I've never been a fan of Angelina Jolie, but she was made for this role. She's kicked a lot of ass in her time, as Lara Croft, Mrs. Smith, Fox (Wanted), Franky (Sky Captain and the World of Tomorrow), and Grendel's mother (Beowulf). But Evelyn Salt tops them all. She is on the run for the entire movie, evading her pursuers, sneaking into the most tightly secured environments, smashing through windows, busting heads. Boom! She has the talents and rage of Daniel Craig's 007, but exists in a more realistic world of consequences. We never leave her long enough for the script to magically teleport her to an exotic locale in a new outfit with a bankroll; she's got the clothes on her back, and no way out of the city; she must run, constantly; she must punch her way to the truth. When she's captured, she escapes by the most brutal means. At one point she uses some's body as a silencer.
The rest of the cast is fascinating. Chiwetel Ejiofor, an agent from a different division, is tasked with her apprehension, and bears down on her with all the competence we would hope our government to actually have in such a case. Daniel Olbrychski, Salt's accuser, is both mysterious and personable. What are his motivations, and why has he singled out Salt?

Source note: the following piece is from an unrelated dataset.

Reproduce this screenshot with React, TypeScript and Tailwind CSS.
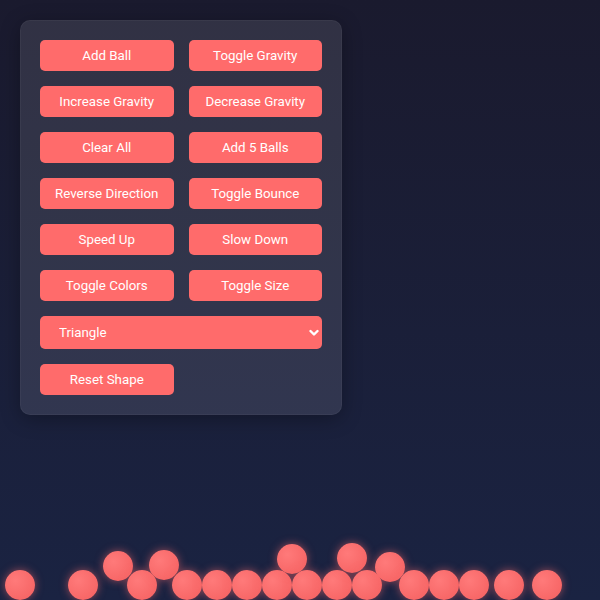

Writing this review a year late, I can see with clarity how Salt fared at the box office. According to The Numbers, it ranks 20th for ticket sales in 2010. I'm actually pleasantly surprised by this (I'd be happier if Salt weren't immediately preceded in the list by The Other Guys). But in terms of plot similarity, Salt stomped the comp: The A-Team (#41), Knight and Day (#42, sadness), and The Losers (#114, had to really scroll for that one). And Salt was only beaten out by two other movies with a female lead (Alice in Wonderland, #2; and Twilight: Eclipse, #5; I haven't seen Tangled, but I gathered from the trailer that it's told more from the rogue's perspective). What's refreshing about Salt, too, is that the role is pretty much gender-neutral; throw Tom Cruise into the same role, and the movie could carry on with few adjustments. It's not too often that a non-pregnant, non-wanting-to-be-pregnant leading role goes to a woman.